## BEGIN Source data

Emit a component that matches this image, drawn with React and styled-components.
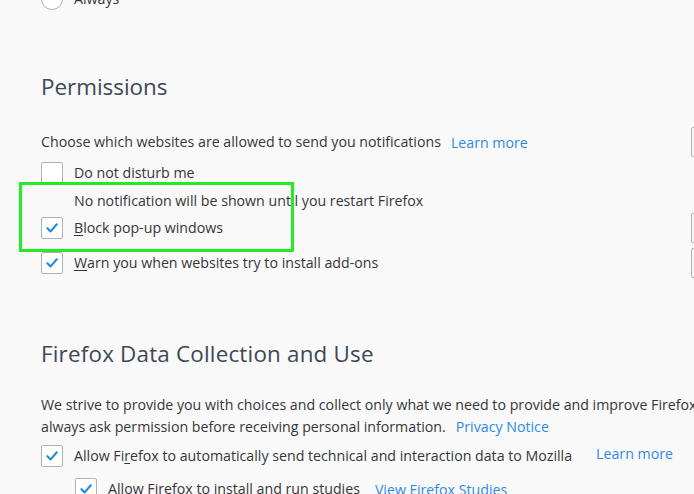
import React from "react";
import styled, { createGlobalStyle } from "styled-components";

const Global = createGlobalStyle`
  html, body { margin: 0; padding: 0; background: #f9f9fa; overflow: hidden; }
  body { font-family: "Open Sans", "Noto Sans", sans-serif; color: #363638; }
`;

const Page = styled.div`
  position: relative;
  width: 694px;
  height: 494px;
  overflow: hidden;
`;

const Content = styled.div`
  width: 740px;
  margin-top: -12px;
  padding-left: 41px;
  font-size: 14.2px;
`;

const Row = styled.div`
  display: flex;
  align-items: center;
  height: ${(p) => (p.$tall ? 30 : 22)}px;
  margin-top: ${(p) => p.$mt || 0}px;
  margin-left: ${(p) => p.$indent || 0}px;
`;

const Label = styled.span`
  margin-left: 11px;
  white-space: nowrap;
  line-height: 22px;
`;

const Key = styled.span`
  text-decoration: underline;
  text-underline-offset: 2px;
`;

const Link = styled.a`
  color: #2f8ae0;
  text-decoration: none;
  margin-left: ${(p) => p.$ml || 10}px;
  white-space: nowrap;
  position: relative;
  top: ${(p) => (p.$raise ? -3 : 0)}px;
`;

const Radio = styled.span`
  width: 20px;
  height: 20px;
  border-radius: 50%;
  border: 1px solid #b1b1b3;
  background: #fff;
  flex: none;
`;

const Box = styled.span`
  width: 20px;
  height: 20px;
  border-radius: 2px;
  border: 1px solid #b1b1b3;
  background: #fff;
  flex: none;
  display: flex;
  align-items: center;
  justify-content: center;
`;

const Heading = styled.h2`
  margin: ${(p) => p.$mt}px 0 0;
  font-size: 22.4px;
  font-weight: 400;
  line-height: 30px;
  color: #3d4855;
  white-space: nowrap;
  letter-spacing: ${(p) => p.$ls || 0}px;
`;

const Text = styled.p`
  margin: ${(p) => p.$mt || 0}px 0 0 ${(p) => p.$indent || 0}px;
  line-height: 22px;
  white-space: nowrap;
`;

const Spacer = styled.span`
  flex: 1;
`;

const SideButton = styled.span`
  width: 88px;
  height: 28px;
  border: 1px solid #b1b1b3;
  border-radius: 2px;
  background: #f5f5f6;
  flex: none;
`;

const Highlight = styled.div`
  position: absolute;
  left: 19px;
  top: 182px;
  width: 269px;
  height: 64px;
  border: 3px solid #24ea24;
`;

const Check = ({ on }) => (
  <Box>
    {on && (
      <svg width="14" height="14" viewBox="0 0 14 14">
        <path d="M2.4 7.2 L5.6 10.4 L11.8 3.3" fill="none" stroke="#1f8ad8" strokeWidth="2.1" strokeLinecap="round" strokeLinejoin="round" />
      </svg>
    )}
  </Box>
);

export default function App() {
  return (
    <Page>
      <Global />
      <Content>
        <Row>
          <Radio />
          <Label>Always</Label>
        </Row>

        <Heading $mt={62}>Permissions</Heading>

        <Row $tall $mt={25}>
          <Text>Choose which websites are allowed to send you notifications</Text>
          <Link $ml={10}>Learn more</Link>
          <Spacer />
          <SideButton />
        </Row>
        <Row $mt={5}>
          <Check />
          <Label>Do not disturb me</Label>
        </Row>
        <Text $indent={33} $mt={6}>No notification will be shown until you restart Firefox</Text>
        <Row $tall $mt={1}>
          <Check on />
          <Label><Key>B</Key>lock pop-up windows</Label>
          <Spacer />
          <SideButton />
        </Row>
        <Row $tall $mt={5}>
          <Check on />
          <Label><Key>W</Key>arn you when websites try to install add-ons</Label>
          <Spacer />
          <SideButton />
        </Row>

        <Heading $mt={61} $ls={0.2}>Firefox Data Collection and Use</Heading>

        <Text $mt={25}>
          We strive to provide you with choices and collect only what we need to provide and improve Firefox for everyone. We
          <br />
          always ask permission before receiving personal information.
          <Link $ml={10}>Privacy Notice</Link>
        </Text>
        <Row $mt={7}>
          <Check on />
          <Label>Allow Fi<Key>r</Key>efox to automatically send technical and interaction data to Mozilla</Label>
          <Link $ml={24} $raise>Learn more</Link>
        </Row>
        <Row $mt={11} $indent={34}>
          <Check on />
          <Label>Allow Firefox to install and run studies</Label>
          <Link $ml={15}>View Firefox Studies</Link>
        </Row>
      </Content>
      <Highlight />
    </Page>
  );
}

## END Source data

§ Do this: Print the full listing exactly, dropping the pictures.

§ Answer to this task:
Emit a component that matches this image, drawn with React and styled-components.
import React from "react";
import styled, { createGlobalStyle } from "styled-components";

const Global = createGlobalStyle`
  html, body { margin: 0; padding: 0; background: #f9f9fa; overflow: hidden; }
  body { font-family: "Open Sans", "Noto Sans", sans-serif; color: #363638; }
`;

const Page = styled.div`
  position: relative;
  width: 694px;
  height: 494px;
  overflow: hidden;
`;

const Content = styled.div`
  width: 740px;
  margin-top: -12px;
  padding-left: 41px;
  font-size: 14.2px;
`;

const Row = styled.div`
  display: flex;
  align-items: center;
  height: ${(p) => (p.$tall ? 30 : 22)}px;
  margin-top: ${(p) => p.$mt || 0}px;
  margin-left: ${(p) => p.$indent || 0}px;
`;

const Label = styled.span`
  margin-left: 11px;
  white-space: nowrap;
  line-height: 22px;
`;

const Key = styled.span`
  text-decoration: underline;
  text-underline-offset: 2px;
`;

const Link = styled.a`
  color: #2f8ae0;
  text-decoration: none;
  margin-left: ${(p) => p.$ml || 10}px;
  white-space: nowrap;
  position: relative;
  top: ${(p) => (p.$raise ? -3 : 0)}px;
`;

const Radio = styled.span`
  width: 20px;
  height: 20px;
  border-radius: 50%;
  border: 1px solid #b1b1b3;
  background: #fff;
  flex: none;
`;

const Box = styled.span`
  width: 20px;
  height: 20px;
  border-radius: 2px;
  border: 1px solid #b1b1b3;
  background: #fff;
  flex: none;
  display: flex;
  align-items: center;
  justify-content: center;
`;

const Heading = styled.h2`
  margin: ${(p) => p.$mt}px 0 0;
  font-size: 22.4px;
  font-weight: 400;
  line-height: 30px;
  color: #3d4855;
  white-space: nowrap;
  letter-spacing: ${(p) => p.$ls || 0}px;
`;

const Text = styled.p`
  margin: ${(p) => p.$mt || 0}px 0 0 ${(p) => p.$indent || 0}px;
  line-height: 22px;
  white-space: nowrap;
`;

const Spacer = styled.span`
  flex: 1;
`;

const SideButton = styled.span`
  width: 88px;
  height: 28px;
  border: 1px solid #b1b1b3;
  border-radius: 2px;
  background: #f5f5f6;
  flex: none;
`;

const Highlight = styled.div`
  position: absolute;
  left: 19px;
  top: 182px;
  width: 269px;
  height: 64px;
  border: 3px solid #24ea24;
`;

const Check = ({ on }) => (
  <Box>
    {on && (
      <svg width="14" height="14" viewBox="0 0 14 14">
        <path d="M2.4 7.2 L5.6 10.4 L11.8 3.3" fill="none" stroke="#1f8ad8" strokeWidth="2.1" strokeLinecap="round" strokeLinejoin="round" />
      </svg>
    )}
  </Box>
);

export default function App() {
  return (
    <Page>
      <Global />
      <Content>
        <Row>
          <Radio />
          <Label>Always</Label>
        </Row>

        <Heading $mt={62}>Permissions</Heading>

        <Row $tall $mt={25}>
          <Text>Choose which websites are allowed to send you notifications</Text>
          <Link $ml={10}>Learn more</Link>
          <Spacer />
          <SideButton />
        </Row>
        <Row $mt={5}>
          <Check />
          <Label>Do not disturb me</Label>
        </Row>
        <Text $indent={33} $mt={6}>No notification will be shown until you restart Firefox</Text>
        <Row $tall $mt={1}>
          <Check on />
          <Label><Key>B</Key>lock pop-up windows</Label>
          <Spacer />
          <SideButton />
        </Row>
        <Row $tall $mt={5}>
          <Check on />
          <Label><Key>W</Key>arn you when websites try to install add-ons</Label>
          <Spacer />
          <SideButton />
        </Row>

        <Heading $mt={61} $ls={0.2}>Firefox Data Collection and Use</Heading>

        <Text $mt={25}>
          We strive to provide you with choices and collect only what we need to provide and improve Firefox for everyone. We
          <br />
          always ask permission before receiving personal information.
          <Link $ml={10}>Privacy Notice</Link>
        </Text>
        <Row $mt={7}>
          <Check on />
          <Label>Allow Fi<Key>r</Key>efox to automatically send technical and interaction data to Mozilla</Label>
          <Link $ml={24} $raise>Learn more</Link>
        </Row>
        <Row $mt={11} $indent={34}>
          <Check on />
          <Label>Allow Firefox to install and run studies</Label>
          <Link $ml={15}>View Firefox Studies</Link>
        </Row>
      </Content>
      <Highlight />
    </Page>
  );
}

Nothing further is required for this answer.